Our four-year-old grandson does his part to herd the cattle down the road by waving his cap in order to encourage them along. His dad takes a bit more active approach as he runs along behind the critters!

Monday, December 5, 2011

New Coveralls and a Persimmon

The propane tank is full, firewood has been stacked, and we've made one of our infrequent trips to Sam's Club in Topeka, stocking up on everything from Kleenex to canned soup.  We are cozily ready for winter.  

This morning the temperature on John's temperamental but usually accurate wireless indoor/outdoor gauge read 22 degrees.  We plugged in Annie's heat mat (Annie is our dog), and dug out the two heated water bowls for the cats (front porch) and for Annie (back yard). At the shop today in between welding projects, John plans to use a large plastic barrel to create a warmer sleeping spot for our five outdoor cats.  I'll be interested to see his finished design, because I can't quite picture how that's going to work. 

As I pulled on my brand new insulated coveralls this morning I thought, "Now I'll find out what all those dire warnings have been about."  I've been getting a lot of knowing looks and doubtful smiles from farming veterans who rightly believe I'm not, shall we say, the hale and hearty outdoor type.  I do love spending time outdoors, but I've never had a lot of stamina.  It's probably kind of late to start, but I am suffering the delusion that it is possible to become accustomed to a little more strenuous level of physical labor than I've attempted in the past.  
There was a brisk north wind blowing and even though I was wearing several layers of clothing I nevertheless got thoroughly chilled.  By the end of the morning I'd added a muffler, a hunter orange hood, and a jacket to my ensemble, but I hid the camera and Farmer John wasn't able to document those additions to my wardrobe. However, I noticed that he kept laughing every time he looked at me. Although this did not please me I couldn't really blame him. I looked like a clown ready for a circus act while he looked manly and well turned out, sort of like a lumberjack. This is not fair, because I try harder.  John's idea of grooming is to shave. I know  I can't win the hard work and knowledge category of the farming contest, and so I'd at least like to have been eligible to win the "cutest in farm clothes" portion of the competition.  But he is the clear winner in that category as well.  Oh, well. 

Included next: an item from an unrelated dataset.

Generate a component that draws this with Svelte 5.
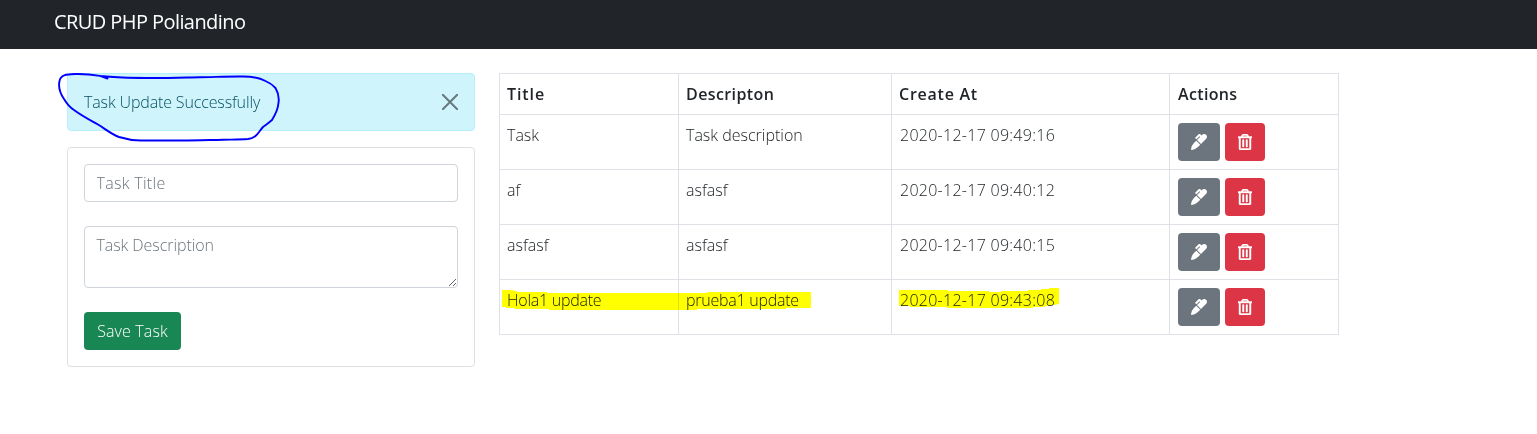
<script>
  const tasks = [
    { title: 'Task', description: 'Task description', created: '2020-12-17 09:49:16' },
    { title: 'af', description: 'asfasf', created: '2020-12-17 09:40:12' },
    { title: 'asfasf', description: 'asfasf', created: '2020-12-17 09:40:15' },
    { title: 'Hola1 update', description: 'prueba1 update', created: '2020-12-17 09:43:08' }
  ];
</script>

<div class="page">
  <nav><span class="brand">CRUD PHP Poliandino</span></nav>

  <main>
    <section class="side">
      <div class="alert">
        <span class="message">Task Update Successfully</span>
        <button class="close" aria-label="Close">
          <svg width="16" height="16" viewBox="0 0 16 16"><path d="M.8.8l14.4 14.4M15.2.8L.8 15.2" fill="none" stroke="#000" stroke-width="2" stroke-linecap="round" /></svg>
        </button>
      </div>
      <form class="card">
        <input class="field" type="text" placeholder="Task Title" />
        <textarea class="field" rows="2" placeholder="Task Description"></textarea>
        <button type="button" class="btn save">Save Task</button>
      </form>
    </section>

    <table>
      <colgroup><col class="c1" /><col class="c2" /><col class="c3" /><col class="c4" /></colgroup>
      <thead>
        <tr><th><span class="h1">Title</span></th><th><span class="h2">Descripton</span></th><th><span class="h3">Create At</span></th><th><span class="h4">Actions</span></th></tr>
      </thead>
      <tbody>
        {#each tasks as task}
          <tr>
            <td class:tight={task.title.length > 6}>{task.title}</td>
            <td class:tight={task.description.startsWith('prueba')}>{task.description}</td>
            <td class="date">{task.created}</td>
            <td>
              <div class="actions">
                <button class="btn edit" aria-label="Edit">
                  <svg width="16" height="16" viewBox="0 0 512 512"><path fill="currentColor" d="M93.95 290.03A327.038 327.038 0 0 0 .17 485.11l-.03.23c-1.7 15.28 11.21 28.2 26.49 26.51a327.02 327.02 0 0 0 195.34-93.8l75.4-75.4-128.02-128.02-75.4 75.4zM485.49 26.51c-35.35-35.35-92.67-35.35-128.02 0l-21.76 21.76-36.56-36.55c-15.62-15.62-40.95-15.62-56.56 0L138.47 115.84c-6.25 6.25-6.25 16.38 0 22.63l22.62 22.62c6.25 6.25 16.38 6.25 22.63 0l87.15-87.15 19.59 19.59L191.98 192 320 320.02l165.49-165.49c35.35-35.35 35.35-92.66 0-128.02z" /></svg>
                </button>
                <button class="btn delete" aria-label="Delete">
                  <svg width="14" height="16" viewBox="0 0 448 512"><path fill="currentColor" stroke="currentColor" stroke-width="14" d="M268 416h24a12 12 0 0 0 12-12V188a12 12 0 0 0-12-12h-24a12 12 0 0 0-12 12v216a12 12 0 0 0 12 12zM432 80h-82.41l-34-56.7A48 48 0 0 0 274.41 0H173.59a48 48 0 0 0-41.16 23.3L98.41 80H16A16 16 0 0 0 0 96v16a16 16 0 0 0 16 16h16v336a48 48 0 0 0 48 48h288a48 48 0 0 0 48-48V128h16a16 16 0 0 0 16-16V96a16 16 0 0 0-16-16zM171.84 50.91A6 6 0 0 1 177 48h94a6 6 0 0 1 5.15 2.91L293.61 80H154.39zM368 464H80V128h288zm-212-48h24a12 12 0 0 0 12-12V188a12 12 0 0 0-12-12h-24a12 12 0 0 0-12 12v216a12 12 0 0 0 12 12z" /></svg>
                </button>
              </div>
            </td>
          </tr>
        {/each}
      </tbody>
    </table>
  </main>

  <!-- Hand-drawn annotations over the page -->
  <svg class="marks highlight" width="1537" height="434" viewBox="0 0 1537 434">
    <path fill="#ff0" d="M502 290H511L517 291V292H547V293H707V292H811V308H786V309H697V310H549V309H515V308H506V307H502ZM899 290H948V291H989V292H1001V291H1028V290H1041V289H1049V288H1059V304L1054 305L1045 306V307H1033V308H947V307H910V306H899Z" />
  </svg>
  <svg class="marks" width="1537" height="434" viewBox="0 0 1537 434">
    <path fill="none" stroke="#00f" stroke-width="1.9" stroke-linecap="round" stroke-linejoin="round" d="M107.500 78.500L100 75.900C92 74.500 83 73.800 75 74C66 74.200 60.500 75 59.500 81C58 88 60.500 94 64 99C67 104 70 107.500 74 110C82 116 90 120 98 124.500C106 129.500 111 134 119 137C127 139.500 132 140.500 141 140.500H177C193 140.700 208 140 223 139.700C233 139.500 241 139.600 248 139C257 138 259 131 263 127C266 125 269 122.500 272 120C275 115 278 110 278.300 104C279.500 98 278.500 93 275.500 88C272 84 269 82.500 265.500 81C258 77 250 76.500 243 76.500C228 76.300 215 77 200 77.200C185 77.500 170 78 153 78C138 78 119 77.600 110 76.800L100 75.900" />
  </svg>
</div>

<style>
  :global(body) { background: #fff; }
  .page, .page * { box-sizing: border-box; }
  .page {
    position: relative;
    height: 434px;
    overflow: hidden;
    font: 300 16px/24px "Open Sans", "Noto Sans", sans-serif;
    color: #212529;
  }
  nav { height: 49px; padding: 7px 54px; background: #212529; color: #fff; }
  .brand { display: block; font-size: 20px; line-height: 30px; font-weight: 400; letter-spacing: -0.58px; }
  main { display: flex; gap: 24px; align-items: flex-start; padding: 24px 67px; }
  .side { width: 408px; display: grid; gap: 16px; }
  .alert {
    display: flex; justify-content: space-between; align-items: center;
    height: 58px; padding: 0 16px;
    background: #cff4fc; border: 1px solid #b6effb; border-radius: 4px; color: #055160;
  }
  .message { letter-spacing: -0.14px; }
  .close { display: flex; padding: 0; border: 0; background: none; opacity: .5; }
  .card {
    height: 220px; padding: 16px; display: flex; flex-direction: column; align-items: flex-start; gap: 24px;
    border: 1px solid #dfdfdf; border-radius: 4px;
  }
  .field {
    display: block; width: 100%; height: 38px; margin: 0; padding: 6px 11.5px;
    border: 1px solid #ced4da; border-radius: 4px; background: #fff;
    font: inherit; color: #212529; letter-spacing: 0.3px;
  }
  textarea.field { height: 62px; resize: vertical; overflow: hidden; letter-spacing: -0.07px; }
  .field::placeholder { color: #6c757d; opacity: 1; }
  .btn {
    display: flex; align-items: center; justify-content: center;
    height: 38px; padding: 0 13px; border: 0; border-radius: 4px;
    font: inherit; color: #fff;
  }
  .save { width: 97px; padding: 0; background: #198754; white-space: nowrap; letter-spacing: 0.12px; }
  table { width: 840px; table-layout: fixed; border-collapse: collapse; }
  .c1 { width: 179px; }
  .c2 { width: 213px; }
  .c3 { width: 278px; }
  .c4 { width: 169px; }
  th, td { border: 1px solid #dee2e6; padding: 8px; vertical-align: top; text-align: left; white-space: nowrap; }
  th:nth-child(-n+3), td:nth-child(-n+2) { padding-left: 7px; }
  th { height: 41px; font-weight: 600; }
  .h1 { letter-spacing: 0.9px; }
  .h2 { letter-spacing: 0.4px; }
  .h3 { letter-spacing: 0.75px; }
  .h4 { letter-spacing: 0.35px; }
  td { height: 55px; }
  .tight { letter-spacing: -0.25px; }
  .date { letter-spacing: 0.27px; }
  .actions { display: flex; gap: 5px; }
  .edit { background: #6c757d; }
  .delete { background: #dc3545; }
  .marks { position: absolute; left: 0; top: 0; pointer-events: none; }
  .highlight { mix-blend-mode: multiply; }
</style>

I drove, and "stabbed" 3 bales with the hay fork, picked 'em up (ok, I pushed the button that caused the hydraulic fork to raise), and set 'em down.
When John got out of the truck to open a gate he grabbed the camera and took my photo as I drove into the field.  He still can't quite believe I'm doing "farmerish" stuff.  That heifer at the left in the photo above is also looking at me pretty incredulously. 
Awhile later Farmer John removed some shanks from an anhydrous spreader that he shares with a neighbor.   He's going to use special welding rods to apply a hard surface coating to the edge of the shanks so they will last longer.  There was a persimmon tree nearby and my gallant spouse presented me with one of the fruits.  

Now, as I've shared here, I really am a farm girl at heart.  When I was young I used to roam the woods back of my Grandpa's farmhouse with my cousins, and I learned at an early age not to eat a green persimmon.  But this one looked ripe.  
I touched my tongue to the ripest portion and quickly drew back.  Hmmmm...sweet!  Persimmony!  Tasted like my grandma's jam!  Encouraged, I took a tiny bite of the fruit.  Almost instantly that distinctive, dry and puckery sensation spread throughout my mouth.  If I hadn't known better I'd have thought I'd been poisoned.  

I attempted and failed to force feed Farmer John the remainder of the persimmon.  

All in all, it was a pleasant morning back on the farm!


  1. nice overalls, new leather gloves, you go girl.

  2. I'm sorry, Linda, but I do think you win the cutest in farm clothes! I thought that when I saw the picture of you before I even read the rest of the post. Those overalls look absolutely adorable!! Wish I could see the rest of the get-up,bet it was great! This post really made me smile! Thanks for sharing. So, impressed and a little jealous for all the fun you're having on the farm...dream of mine, lol. :) Well, maybe someday! :)

  3. This was always my dream, too Stacey. I loved teaching and I miss it sooooo much, but I'm so blessed to have this time with John on the farm. Tears in my eyes right now expressing this thanksgiving! I pray for you that by the time you are 57 (my age) that your dreams come true, too! Sometimes our dreams come packaged differently than we expect--I'd really thought I'd teach to age 65 or so. But here I am, early retirement in place, back home on the farm!

  4. That is so awesome, Linda!! I'm so glad the Lord replaced something you truly loved with something else that was a dream and something new for you to love! Your words are such an encouragement to me! I hate to even say this, but you can probably understand, I have been feeling lately that with taking care of mom, my dreams were probably pretty much over or might just not happen for me. So I'll just keep waiting for the Lord to show me what He will do in my life. :) Thank you! You are a blessing!